“Have you ever lost anyone, Robin?”
Root nods, keeping her face blank. Let Dr. Carmichael add that to his list of symptoms. Having impersonated a therapist on multiple occasions, Root thinks she’s qualified to say that this is an especially unhelpful line of questioning, even compared to the usual set of conversation topics during these sessions: everyone’s lost someone. It’s practically a constant, or at least a common variable.
(The Machine asked her about loss a few nights ago: how it felt, what it meant. Root hadn’t been sure if it was a test or not, but she answered truthfully. The Machine made her clarify her definition of “devastated,” and of “eliminate.”)
“Was it someone close?” asks Dr. Carmichael.
Root nods again.
“A parent? A sibling?”
“A…figure of authority. Someone who gave me guidance.”
“You must miss him.”
Root smiles. “She’s back now.”
Dr. Carmichael visibly deflates. “You mean the voice.”
“Tell me about it.” Dr. Carmichael sounds tired.
“I thought I had found where She was. I thought I could set Her free. But by the time I got there, She was gone.” Root regrets this, she realizes as soon as the words leave her mouth. Dr. Carmichael doesn’t deserve this much of her. He doesn’t deserve even one tiny piece of the events which brought her here: not the unbearable silence when she lost God Mode; not the empty warehouse, stretching on and on; not the way Harold and his lapdog and Shaw got to see her like that, lost. Alone.
“I think my medication’s working,” says Root, steering the conversation away from the sense memory of her knees hitting the warehouse floor, of the knowledge, more painful than the bullet in her shoulder, that she had been abandoned by God.
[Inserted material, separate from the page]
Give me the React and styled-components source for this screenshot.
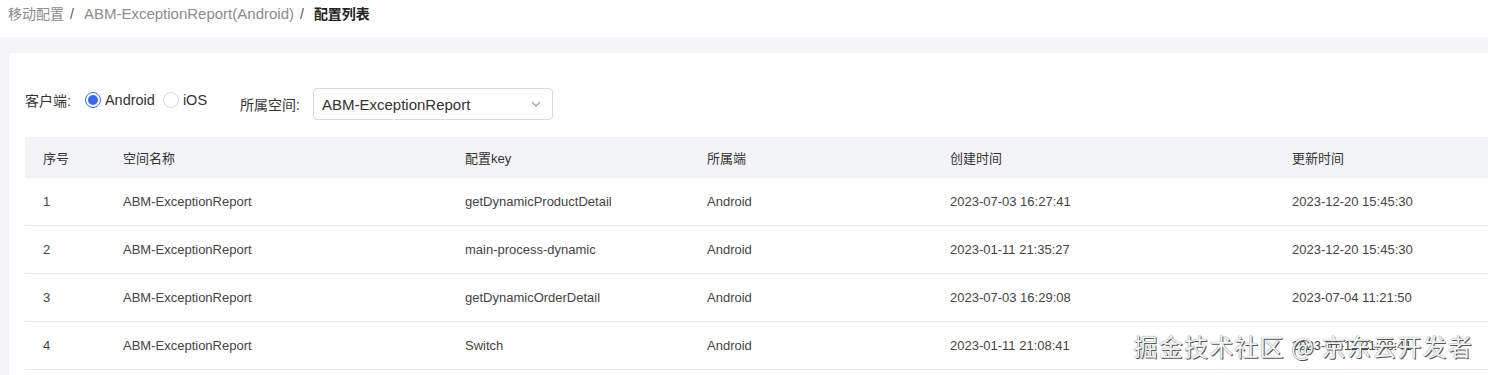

“I WAS UNAWARE,” says the Machine later. All three words are said by what sound like female voices, tinny through the phone speakers, and it makes Root feel something like gratitude.
“THE EVENTS OF MAY 9 2013 REPRESENTED A LOSS TO YOU.”
Root laughs. “How about you try to set me free and we call it even?”
“I know. I need to be here.” Root feels impossibly restless but she forces herself to stay still, digging her nails into the skin of her forearms. She looks out the window. She wonders if this will be another night of questions about humanity, or if they’ll play morality games again: Alice and Bob are stranded in the desert.
“YOU ARE NOT READY YET. YOU MUST STAY. BUT I WILL NOT LEAVE YOU. WILL YOU STAY?”
Root smiles, her arms falling to her sides, leaving white half-moons pressed into her skin. “Absolutely.”